14. In the PIP context, the context in which this suit arises, Florida’s Supreme Court has previously addressed the issue advocated by the Defendant, that somehow because the Defendant allegedly made an error that it should be now permitted to correct that error without the penalty of concomitant attorney’s fees even though the Plaintiff resorted to litigation; when the Court held that it makes no difference whether the lack of payment occurs purposefully or through mistake. Ivey v. Allstate Ins. Co.774 So.2d 679 (Fla. 2000) [25 Fla. L. Weekly S1103a]. In Ivey, that PIP insurer also allegedly failed to make full payment due to an error and argued that it therefore should not be subject to the attorney’s fee penalty provision of the PIP statute Fla. Sta. 627.428 cited above. In Ivey, like here, “[o]nly after a legal action was filed. . .did Allstate face the reality that its assumption was erroneous.
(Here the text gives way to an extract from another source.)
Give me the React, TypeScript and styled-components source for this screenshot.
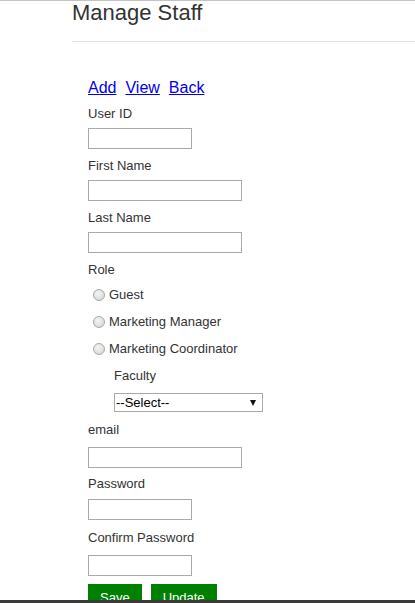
import React from "react";
import styled, { createGlobalStyle } from "styled-components";

const Global = createGlobalStyle`
  html, body { margin: 0; padding: 0; background: #fff; overflow: hidden; }
  body { font-family: "Liberation Sans", Arial, sans-serif; color: #333; }
  * { box-sizing: border-box; }
`;

const TopLine = styled.div`
  position: fixed;
  top: 0;
  left: 0;
  right: 0;
  height: 1px;
  background: #c4c4c4;
`;

const BottomBar = styled.div`
  position: fixed;
  bottom: 0;
  left: 0;
  right: 0;
  height: 3px;
  background: #3a3a3a;
`;

const Page = styled.div`
  padding-left: 72px;
`;

const Title = styled.h2`
  margin: 0;
  font-size: 22px;
  line-height: 26px;
  font-weight: normal;
  color: #333;
`;

const Rule = styled.hr`
  margin: 15px 0 0 0;
  border: 0;
  border-top: 1px solid #e2e2e2;
  height: 0;
`;

const Form = styled.div`
  padding-left: 16px;
  display: flex;
  flex-direction: column;
  align-items: flex-start;
`;

const LinkRow = styled.nav`
  margin-top: 36px;
  display: flex;
  gap: 9px;
  font-size: 16px;
  line-height: 20px;
`;

const NavLink = styled.a`
  color: #0000ee;
  text-decoration: underline;
`;

const Field = styled.div<{ $top: number; $gap: number; $indent?: number }>`
  display: flex;
  flex-direction: column;
  align-items: flex-start;
  margin-top: ${(p) => p.$top}px;
  margin-left: ${(p) => p.$indent ?? 0}px;
  gap: ${(p) => p.$gap}px;
`;

const Label = styled.label`
  font-size: 13px;
  line-height: 18px;
  color: #333;
`;

const TextBox = styled.input<{ $w: number }>`
  width: ${(p) => p.$w}px;
  height: 21px;
  border: 1px solid #a9a9a9;
  background: #fff;
  padding: 1px 3px;
  font-family: inherit;
  font-size: 13px;
  outline: none;
`;

const RadioList = styled.div`
  margin-top: 2px;
  display: flex;
  flex-direction: column;
`;

const RadioRow = styled.label`
  height: 27px;
  display: flex;
  align-items: center;
  gap: 4px;
  padding-left: 5px;
  font-size: 13px;
  color: #333;
`;

const Radio = styled.input`
  appearance: none;
  -webkit-appearance: none;
  margin: 0;
  width: 12px;
  height: 12px;
  border-radius: 50%;
  border: 1px solid #a8a8a8;
  background: radial-gradient(circle at 40% 35%, #f4f4f4 0%, #e2e2e2 55%, #cfcfcf 100%);
`;

const SelectWrap = styled.div`
  position: relative;
  width: 149px;
  height: 19px;
  &::after {
    content: "";
    position: absolute;
    right: 7px;
    top: 7px;
    border-left: 3px solid transparent;
    border-right: 3px solid transparent;
    border-top: 6px solid #111;
    pointer-events: none;
  }
`;

const Select = styled.select`
  appearance: none;
  -webkit-appearance: none;
  width: 100%;
  height: 100%;
  border: 1px solid #a9a9a9;
  border-radius: 0;
  background: #fff;
  padding: 0 0 0 1px;
  font-family: inherit;
  font-size: 13px;
  color: #000;
  outline: none;
`;

const Buttons = styled.div`
  margin-top: 8px;
  display: flex;
  gap: 9px;
`;

const Button = styled.button`
  background: #008000;
  color: #fff;
  border: 0;
  border-radius: 0;
  padding: 6px 12px 9px;
  font-family: inherit;
  font-size: 13px;
  line-height: 15px;
`;

export default function App() {
  return (
    <>
      <Global />
      <TopLine />
      <Page>
        <Title>Manage Staff</Title>
        <Rule />
        <Form>
          <LinkRow>
            <NavLink href="#">Add</NavLink>
            <NavLink href="#">View</NavLink>
            <NavLink href="#">Back</NavLink>
          </LinkRow>

          <Field $top={7} $gap={5}>
            <Label>User ID</Label>
            <TextBox $w={104} />
          </Field>
          <Field $top={8} $gap={5}>
            <Label>First Name</Label>
            <TextBox $w={154} />
          </Field>
          <Field $top={8} $gap={5}>
            <Label>Last Name</Label>
            <TextBox $w={154} />
          </Field>

          <Field $top={8} $gap={0}>
            <Label>Role</Label>
            <RadioList>
              <RadioRow>
                <Radio type="radio" name="role" />
                Guest
              </RadioRow>
              <RadioRow>
                <Radio type="radio" name="role" />
                Marketing Manager
              </RadioRow>
              <RadioRow>
                <Radio type="radio" name="role" />
                Marketing Coordinator
              </RadioRow>
            </RadioList>
          </Field>

          <Field $top={5} $gap={8} $indent={26}>
            <Label>Faculty</Label>
            <SelectWrap>
              <Select defaultValue="">
                <option value="">--Select--</option>
              </Select>
            </SelectWrap>
          </Field>

          <Field $top={9} $gap={8}>
            <Label>email</Label>
            <TextBox $w={154} />
          </Field>
          <Field $top={7} $gap={6}>
            <Label>Password</Label>
            <TextBox $w={104} type="password" />
          </Field>
          <Field $top={9} $gap={8}>
            <Label>Confirm Password</Label>
            <TextBox $w={104} type="password" />
          </Field>

          <Buttons>
            <Button>Save</Button>
            <Button>Update</Button>
          </Buttons>
        </Form>
      </Page>
      <BottomBar />
    </>
  );
}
The district court’s opinion would essentially eliminate the insurer’s burden of investigating a claim by holding that “because Allstate did not pay the entire claim due to an error in the doctor’s bill, its failure to pay said claim does not rise to the level of ‘wrongful’ which would entitle Ms. Ivey to an award of attorney’s fees.” Id. at 684.
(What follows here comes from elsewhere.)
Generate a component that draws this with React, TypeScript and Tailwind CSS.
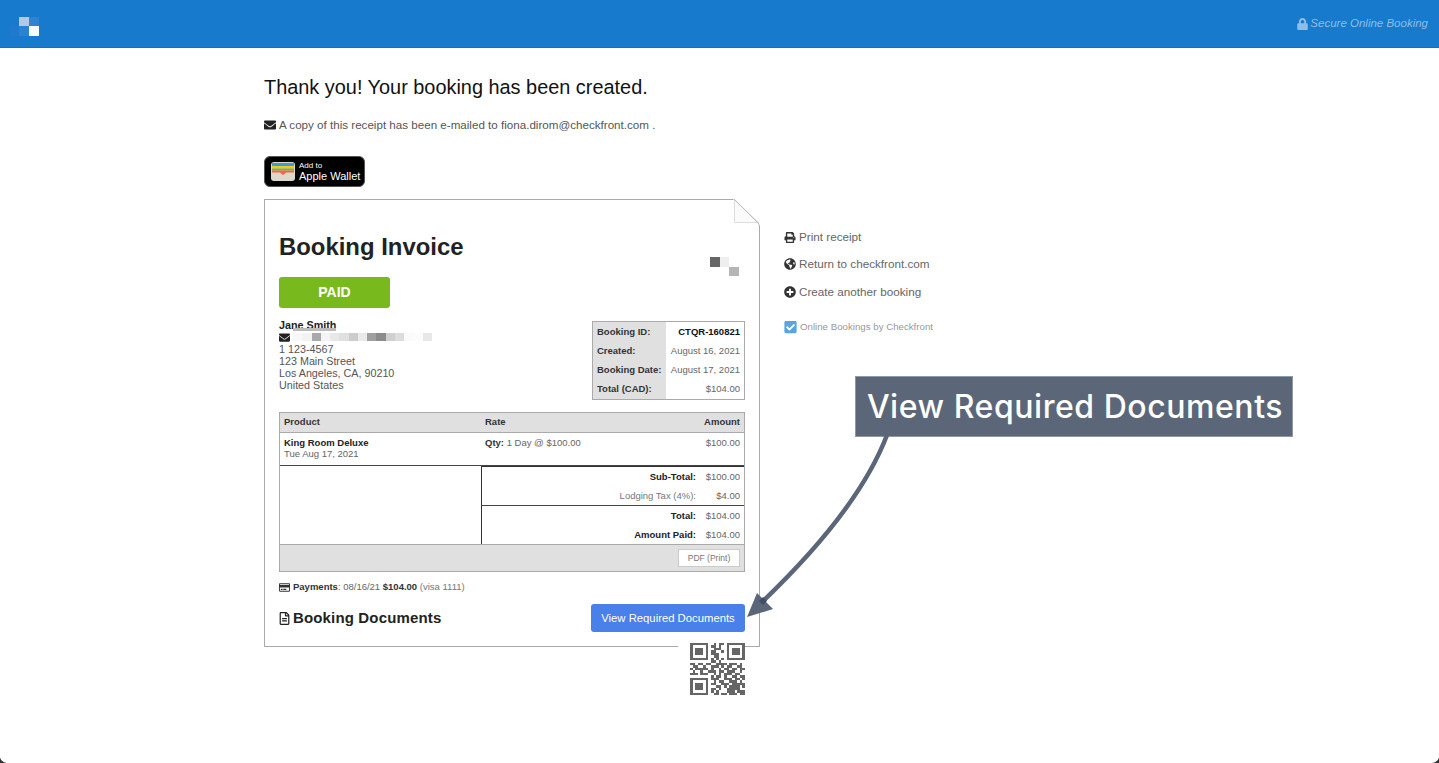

To the contrary, Florida law is clear that in “any dispute” which leads to judgment against the insurer and in favor of the insured, attorney’s fees shall be awarded to the insured. See §§ 627.736(8), 627.428(1); see also Dunmore, 301 So. 2d at 503. That is, under PIP law, the focus is outcome-oriented. If a dispute arises between an insurer and an insured, and judgment is entered in favor of the insured, he or she is entitled to attorney’s fees. It is the incorrect denial of benefits, not the presence of some sinister concept of “wrongfulness,” that generates the basic entitlement to the fees if such denial is incorrect. It is clear to us that the purpose of this provision is to level the playing field so that the economic power of insurance companies is not so overwhelming that injustice may be encouraged because people will not have the necessary means to seek redress in the courtsThus, we find that the Third District’s holding on this issue is patently in express and direct conflict with the firmly grounded principles embedded in Florida’s no-fault insurance scheme. Id. Emphasis added.
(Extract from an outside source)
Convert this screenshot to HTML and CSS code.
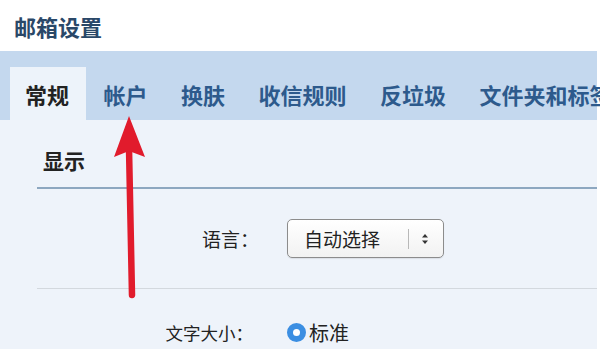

While the Defendant harps on the terms “wrongfully causing” and “wrongful conduct” Ivey controls this case and this issue. Furthermore, and as described above, it was the Defendant PIP insurer’s own conduct in initially refusing to pay a timely-submitted bill, then late-paying it, and compounding matters by refusing to pay interest on that late payment.

15. There is no numerical dividing line that this Court is permitted to hold triggers potential attorney’s fees liability to a PIP insurer when it is sued, as the above statutes and case law illustrate. The legislature sought fit not to create a statutory minimum judgment against a PIP insurer that would trigger attorney’s fees liability, and the case law from the Florida Supreme Court, down to the DCA’s and cited above, similarly so indicates.

WHEREFORE, as binding authority holds that in the PIP context, if a judgment is obtained against an insurer by an entity such as the Plaintiff, it shall be entitled to its attorney’s fees and costs incurred in garnering that judgment, the Defendant’s subject Motion to Strike Plaintiff’s Request for Attorney’s Fees is DENIED.